Les recherches de Jobin commencent dans un bar croate de l’avenue Van Horne à Montréal, où il se fait vite repérer, mais il détecte tout de même quelques protagonistes louches, dont un certain Horvat, qui semble être à la tête de l’opération, et d’autres sous-fifres, qu’il fait parler avec des méthodes, disons… discutables. Pendant ce temps, le Service de police de Montréal enquête sur le meurtre de Fitzgerald et prend vite en grippe ce Jobin, qui surgit partout sur son chemin. Le scrs lui-même est un peu dépassé par son agent, à moins que cette méfiance soit le fait de traîtres à l’intérieur du service. Jobin ne se laisse pas démonter et s’envole pour Trieste, port par lequel transitent les caisses d’armes, mais aussi, plus surprenant, des tableaux volés du peintre serbe Vladimir Velikovi. Puis de là, l’enquêteur roule jusqu’en Croatie, accompagné de son amoureuse d’origine croate Chrysanthy Orowitz, et suivi par une mystérieuse ange gardienne.

La femme dans le frigo

On pourra trouver convenus certains ressorts de l’intrigue, notamment cette ficelle que la scénariste et critique de bandes dessinées états-unienne Gail Simone a appelée «la femme dans le frigo». Il s’agit d’un type de personnage féminin dont le rôle est d’être tué ou torturé afin que l’intrigue trouve son moteur, et que le protagoniste masculin ait un motif de vengeance qui fera de lui le héros du roman. Jobin, dont la femme Françoise est morte d’une manière suspecte pendant la guerre de Croatie (à l’initiative, on s’en sera douté, du sinistre Broz), n’y échappe pas. Et quand elle lui réapparaît en rêve, au lieu de se désoler d’être morte si jeune, Françoise s’attriste pour son mari. Là où le ressort devient plus difficile à avaler, c’est lorsque Jobin, qui a grossièrement compromis la serveuse du bar croate – violée et battue en guise de représailles par les malfrats dudit bar –, part en croisade empli d’une juste indignation sans jamais se remettre en cause (et on se dit: mais que croyait-il en essayant de s’allier à elle devant tout le monde?). Cette serveuse sera abandonnée à son sort sur un lit d’hôpital.

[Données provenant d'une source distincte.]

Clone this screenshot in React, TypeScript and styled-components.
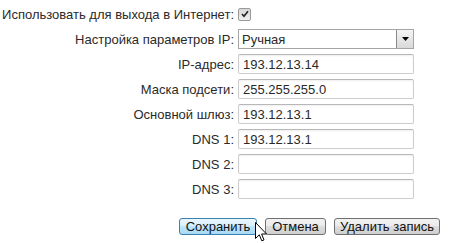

En revanche, il y a dans ce roman plein de flics femmes, quoique du côté du scrs ou chez les méchants, elles se fassent plus rares. Celle que j’ai appelée l’ange gardienne est une dure de dure. Chrysanthy sait tenir une arme et n’a pas froid aux yeux, même si ses goûts et ses relations avec le héros de l’histoire sont assez attendus: elle s’inquiète pour lui, lui pardonne tout, quoi qu’il arrive. Je ne mets pas en doute la bonne volonté de l’auteur; je crois seulement que la réflexion sur la représentation peut aussi porter sur la structure même des récits. Qui sont les moteurs de l’action? Quels personnages ont une vie intérieure, un rôle autonome?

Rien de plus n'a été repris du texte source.